20
de agosto de 2014 | N° 17896
MARTHA
MEDEIROS
Mau tempo
Quando
leio notícias como a do acidente que vitimou Eduardo Campos, me dá um mal-estar
não só por ser mais um aviso sobre a precariedade da vida, mas por reconhecer
que, quando não se morre de doença, se morre de chuva, de vento, de tempestade.
É outro tipo de morte por causa natural.
As
quedas de aeronaves são bem representativas. Dificilmente caem por desgaste mecânico.

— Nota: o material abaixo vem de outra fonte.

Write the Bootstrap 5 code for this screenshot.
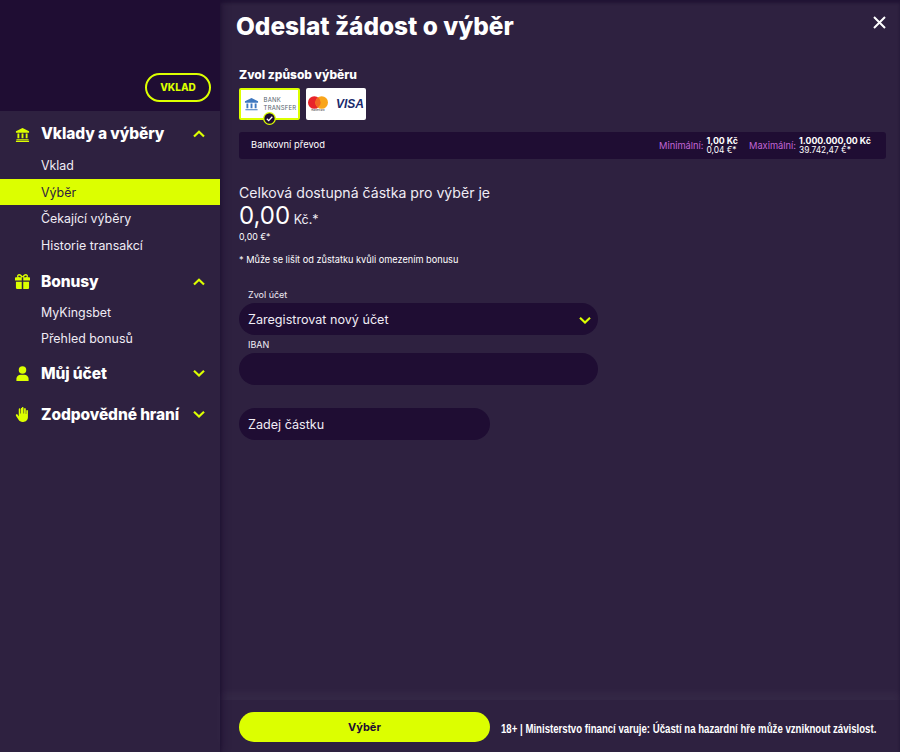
<!DOCTYPE html>
<html lang="cs">

<head>
    <meta charset="UTF-8">
    <meta name="viewport" content="width=device-width, initial-scale=1.0">
    <title>Odeslat žádost o výběr</title>
    <link href="https://cdn.jsdelivr.net/npm/bootstrap@5.3.2/dist/css/bootstrap.min.css" rel="stylesheet">
    <style>
        body {
            font-family: Inter, "Noto Sans", sans-serif;
            background-color: #2e2140;
            color: #fff;
            height: 752px;
            overflow: hidden;
        }

        .sidebar {
            width: 220px;
            flex-shrink: 0;
            box-shadow: 2px 0 8px rgba(20, 5, 40, .45);
            z-index: 1;
        }

        .side-top {
            height: 111px;
            background-color: #1f0d33;
            padding: 73px 9px 0 0;
        }

        .btn-vklad {
            width: 66px;
            height: 29px;
            padding: 0;
            font-size: 10px;
            font-weight: 800;
            color: #dcff00;
            border: 2px solid #dcff00;
            border-radius: 15px;
            line-height: 25px;
        }

        .menu-head {
            height: 22px;
            padding: 0 15px;
            font-size: 15.5px;
            font-weight: 800;
            letter-spacing: -.1px;
            margin-top: 12px;
        }

        .menu-head.tight {
            margin-top: 10px;
        }

        .menu-head.wide {
            margin-top: 19px;
        }

        .menu-icon {
            width: 15px;
            height: 15px;
            margin-right: 11px;
            fill: #dcff00;
            flex-shrink: 0;
        }

        .chev {
            width: 12px;
            height: 8px;
            fill: none;
            stroke: #dcff00;
            stroke-width: 2.2;
            flex-shrink: 0;
        }

        .menu-links {
            padding-top: 6px;
        }

        .menu-links.first {
            padding-top: 7px;
        }

        .menu-link {
            display: block;
            height: 26.7px;
            line-height: 26.7px;
            padding: 1px 0 0 41px;
            font-size: 12.4px;
            color: #f0ecf5;
        }

        .menu-link.active {
            background-color: #dcff00;
            color: #2e2140;
        }

        .main {
            width: 680px;
            min-width: 0;
            padding: 0 14px 0 19px;
            box-shadow: inset 0 3px 3px rgba(20, 5, 40, .5);
        }

        .main h1 {
            font-size: 24.4px;
            font-weight: 800;
            line-height: 28px;
            margin: 12px 0 0 -3px;
        }

        .close-x {
            position: absolute;
            top: 16px;
            right: 14px;
            width: 13px;
            height: 13px;
            stroke: #fff;
            stroke-width: 2;
        }

        .method-title {
            font-size: 12px;
            font-weight: 800;
            line-height: 16px;
            margin: 27px 0 5px;
        }

        .tiles {
            gap: 6px;
        }

        .tile {
            width: 60px;
            height: 32px;
            background-color: #fff;
            border-radius: 2px;
            color: #555f6e;
        }

        .tile.selected {
            width: 61px;
            border: 2px solid #dcff00;
        }

        .tile-check {
            position: absolute;
            left: 50%;
            bottom: -7px;
            width: 13px;
            height: 13px;
            margin-left: -6.5px;
        }

        .bank-text {
            font-size: 6px;
            line-height: 8px;
            letter-spacing: .2px;
        }

        .visa {
            font-family: "Liberation Sans", sans-serif;
            font-size: 12px;
            font-style: italic;
            font-weight: 700;
            color: #1a2a6c;
        }

        .mc-label {
            font-size: 2.5px;
            line-height: 3px;
            color: #333;
        }

        .limit-bar {
            height: 27px;
            margin-top: 12px;
            padding: 0 15px 0 12px;
            background-color: #1f0d33;
            border-radius: 3px;
            font-size: 9.4px;
        }

        .limit-label {
            font-size: 9.3px;
            color: #c265d6;
            margin-right: 3px;
        }

        .limit-val {
            line-height: 8.5px;
            font-size: 8.4px;
        }

        .limit-val b {
            display: block;
            font-weight: 700;
            font-size: 8.8px;
        }

        .limit-val.first {
            margin-right: 11px;
        }

        .avail-title {
            font-size: 14.1px;
            line-height: 20px;
            margin-top: 24px;
            color: #f0ecf5;
        }

        .avail-num {
            font-size: 24px;
            line-height: 30px;
            margin-top: -2px;
        }

        .avail-num small {
            font-size: 12.5px;
            color: #f0ecf5;
        }

        .avail-eur {
            font-size: 8.8px;
            line-height: 12px;
            margin-top: -4px;
        }

        .avail-note {
            font-size: 9.2px;
            line-height: 12px;
            margin-top: 11px;
        }

        .field-label {
            font-size: 9px;
            line-height: 12px;
            padding-left: 9px;
            color: #f0ecf5;
        }

        .field-label.first {
            margin-top: 23px;
        }

        .field-label.next {
            margin-top: 4px;
        }

        .field {
            height: 32px;
            margin-top: 2px;
            padding: 2px 7px 0 9px;
            background-color: #1f0d33;
            border-radius: 16px;
            font-size: 12.6px;
            color: #f0ecf5;
        }

        .w-form {
            width: 359px;
        }

        .w-amount {
            width: 251px;
            margin-top: 23px;
        }

        .footer-bar {
            height: 52px;
            margin: 0 -14px 0 -19px;
            padding: 12px 14px 0 19px;
            box-shadow: 0 -8px 8px rgba(255, 255, 255, .03);
        }

        .btn-submit {
            width: 251px;
            height: 30px;
            padding: 0;
            flex-shrink: 0;
            background-color: #dcff00;
            border-radius: 15px;
            font-size: 11px;
            font-weight: 700;
            color: #1f0d33;
        }

        .warning {
            font-family: "Liberation Sans", sans-serif;
            font-size: 12.2px;
            font-weight: 700;
            margin: 8px 0 0 11px;
            white-space: nowrap;
            transform: scaleX(.79);
            transform-origin: left center;
        }
    </style>
</head>

<body class="d-flex">
    <nav class="sidebar d-flex flex-column">
        <div class="side-top d-flex justify-content-end align-items-start">
            <button type="button" class="btn btn-vklad">VKLAD</button>
        </div>

        <div class="menu-head d-flex align-items-center">
            <svg class="menu-icon" viewBox="0 0 16 16"><path d="M8 1 1 4.600V6h14V4.600zM2.600 7h2v5h-2zM7 7h2v5H7zm4.400 0h2v5h-2zM1.500 13h13v1.200h-13zM1 14.700h14V16H1z"/></svg>
            <span class="flex-grow-1">Vklady a výběry</span>
            <svg class="chev" viewBox="0 0 12 8"><path d="M1 6.500 6 1.800l5 4.700"/></svg>
        </div>
        <div class="menu-links first">
            <a class="menu-link text-decoration-none" href="#">Vklad</a>
            <a class="menu-link text-decoration-none active" href="#">Výběr</a>
            <a class="menu-link text-decoration-none" href="#">Čekající výběry</a>
            <a class="menu-link text-decoration-none" href="#">Historie transakcí</a>
        </div>

        <div class="menu-head d-flex align-items-center">
            <svg class="menu-icon" viewBox="0 0 16 16"><path d="M4.500 0C3 0 2.200 1.100 2.200 2.200c0 .5.200 1 .4 1.300H.8C.4 3.500 0 3.900 0 4.300V7h7.200V3.500h1.600V7H16V4.300c0-.4-.4-.8-.8-.8h-1.800c.2-.3.400-.8.400-1.300C13.800 1.100 13 0 11.500 0 10 0 8.800 1.200 8 2.500 7.200 1.200 6 0 4.500 0zm0 1.500c.9 0 1.600.9 2.100 2H4.500a1 1 0 0 1 0-2zm7 0a1 1 0 0 1 0 2H9.400c.5-1.100 1.200-2 2.100-2zM1 8.200V15c0 .5.400 1 1 1h5.200V8.200zm7.800 0V16H14c.6 0 1-.5 1-1V8.200z"/></svg>
            <span class="flex-grow-1">Bonusy</span>
            <svg class="chev" viewBox="0 0 12 8"><path d="M1 6.500 6 1.800l5 4.700"/></svg>
        </div>
        <div class="menu-links">
            <a class="menu-link text-decoration-none" href="#">MyKingsbet</a>
            <a class="menu-link text-decoration-none" href="#">Přehled bonusů</a>
        </div>

        <div class="menu-head tight d-flex align-items-center">
            <svg class="menu-icon" viewBox="0 0 16 16"><circle cx="8" cy="4.200" r="4"/><path d="M1.500 16v-2.500C1.500 11 3.500 9.200 6 9.200h4c2.500 0 4.500 1.800 4.500 4.300V16z"/></svg>
            <span class="flex-grow-1">Můj účet</span>
            <svg class="chev" viewBox="0 0 12 8"><path d="M1 1.800 6 6.500l5-4.700"/></svg>
        </div>

        <div class="menu-head wide d-flex align-items-center">
            <svg class="menu-icon" viewBox="0 0 16 16"><path d="M7.300 1c0-.5.400-1 .9-1s.9.500.9 1v6h.6V2c0-.5.400-.9.900-.9s.9.400.9.900v5.500h.5V4c0-.5.400-.9.900-.9s.9.400.9.900v7c0 2.800-2.300 5-5 5H8c-1.800 0-3.300-.8-4.200-2.300L1 9.200c-.3-.5-.1-1.100.3-1.400.5-.3 1.100-.1 1.400.3L4 10V2.300c0-.5.400-.9.900-.9s.9.400.9.900V7h.6V1z"/></svg>
            <span class="flex-grow-1">Zodpovědné hraní</span>
            <svg class="chev" viewBox="0 0 12 8"><path d="M1 1.800 6 6.500l5-4.700"/></svg>
        </div>
    </nav>

    <main class="main d-flex flex-column position-relative">
        <h1>Odeslat žádost o výběr</h1>
        <svg class="close-x" viewBox="0 0 13 13"><path d="M1 1l11 11M12 1 1 12"/></svg>

        <div class="flex-grow-1">
            <div class="method-title">Zvol způsob výběru</div>
            <div class="tiles d-flex">
                <div class="tile selected d-flex align-items-center justify-content-center gap-1 position-relative">
                    <svg width="17" height="15" viewBox="0 0 16 16" fill="#3f78c0"><path d="M8 1 1 4.600V6h14V4.600zM2.600 7h2v5h-2zM7 7h2v5H7zm4.400 0h2v5h-2zM1.500 13h13v1.200h-13z"/></svg>
                    <div class="bank-text">BANK<br>TRANSFER</div>
                    <svg class="tile-check" viewBox="0 0 13 13"><circle cx="6.500" cy="6.500" r="5.800" fill="#1f0d33" stroke="#dcff00" stroke-width="1.300"/><path d="M3.800 6.700 5.700 8.600l3.600-3.900" fill="none" stroke="#fff" stroke-width="1.300"/></svg>
                </div>
                <div class="tile d-flex align-items-center justify-content-center gap-2">
                    <div class="text-center">
                        <svg class="d-block" width="20" height="13" viewBox="0 0 19 12"><circle cx="6" cy="6" r="6" fill="#e8232a"/><circle cx="13" cy="6" r="6" fill="#f9a51a"/><path d="M9.500 1.100a6 6 0 0 1 0 9.800 6 6 0 0 1 0-9.800z" fill="#f26522"/></svg>
                        <div class="mc-label">mastercard</div>
                    </div>
                    <span class="visa">VISA</span>
                </div>
            </div>

            <div class="limit-bar d-flex align-items-center">
                <span class="me-auto">Bankovní převod</span>
                <span class="limit-label">Minimální:</span>
                <div class="limit-val first"><b>1,00 Kč</b>0,04 €*</div>
                <span class="limit-label">Maximální:</span>
                <div class="limit-val"><b>1.000.000,00 Kč</b>39.742,47 €*</div>
            </div>

            <div class="avail-title">Celková dostupná částka pro výběr je</div>
            <div class="avail-num">0,00<small> Kč.*</small></div>
            <div class="avail-eur">0,00 €*</div>
            <div class="avail-note">* Může se lišit od zůstatku kvůli omezením bonusu</div>

            <div class="field-label first">Zvol účet</div>
            <div class="field w-form d-flex align-items-center justify-content-between">
                <span>Zaregistrovat nový účet</span>
                <svg class="chev" viewBox="0 0 12 8"><path d="M1 1.800 6 6.500l5-4.700"/></svg>
            </div>
            <div class="field-label next">IBAN</div>
            <div class="field w-form"></div>
            <div class="field w-amount d-flex align-items-center">Zadej částku</div>
        </div>

        <div class="footer-bar d-flex align-items-start">
            <button type="button" class="btn btn-submit">Výběr</button>
            <span class="warning">18+ | Ministerstvo financí varuje: Účastí na hazardní hře může vzniknout závislost.</span>
        </div>
    </main>

    <script src="https://cdn.jsdelivr.net/npm/bootstrap@5.3.2/dist/js/bootstrap.bundle.min.js"></script>
</body>

</html>
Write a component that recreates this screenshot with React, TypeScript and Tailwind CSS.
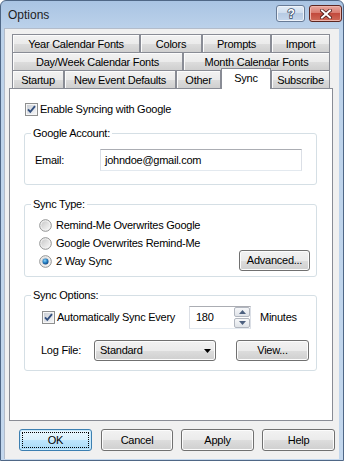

Ou são abatidas pelas mãos do homem (ataque terrorista e falhas humanas) ou são
abatidas pela falta de visibilidade, pela instabilidade provocada por pressões
atmosféricas, por arremetidas que são sempre manobras súbitas, e por isso o
frio na barriga. Os problemas técnicos na aeronave do candidato à Presidência
surgiram posteriormente à arremetida – se as condições meteorológicas fossem boas,
tudo indica que teria aterrissado com tranquilidade.
Acidentes
de carro acontecem mais em dias de pista molhada do que seca. Engavetamentos em
estradas acontecem quase sempre por causa de nevoeiros, temporais e nevascas.
Pessoas
perdem tudo o que têm em enchentes e deslizamentos de terra, barcos naufragam
no mar revolto, ondas gigantes invadem praias, casas são destelhadas por tufões,
suicídios acontecem mais no inverno do que no verão. A tragédia, decididamente,
não é solar.
A
vida muda – e até termina – por uma questão que está fora do nosso controle, o
clima. Há paliativos, ok. Pode-se prever e minimizar os riscos, mas não se pode
evitá-los, então somos ceifados por uma potência destrutiva que não vem da
maldade do homem e sim do humor da natureza e que atinge a todos: crianças,
velhos, pobres, ricos, pessoas de qualquer lugar, de qualquer idade, numa
loteria democrática, mas sempre injusta.
Quando
vejo moradores varrendo a lama de suas moradias no dia seguinte ao de um
estrago devastador, me parece uma provocação: o céu límpido retorna ao local do
crime com a maior cara de pau. O sol no dia seguinte ao de um tsunami é um
convidado atrasado, alguém que não conseguiu chegar a tempo de impedir uma
desolação. É bem-vindo porque traz a possibilidade de reconstrução, porém a
reconciliação é provisória. Pessoas que perdem seus filhos, maridos e esposas
para os desatinos climáticos são confrontadas com a total falta de lógica da
existência.
Como
diz uma amiga minha, “a morte é definitiva demais para o meu gosto”. De fato. E
mais definitiva nos parece quando acontece de uma hora para outra, pelo
capricho de nuvens pesadas, garoas insistentes, rajadas desestabilizadoras,
umidades traiçoeiras, por um anoitecer prematuro, por relâmpagos, pelo cenário
típico dos pesadelos, que, ironicamente, tem lá sua poesia e sua beleza, como
em toda tragédia – desde que a gente sobreviva a ela, claro.
Ninguém
deveria morrer de mau tempo, mas a natureza não negocia.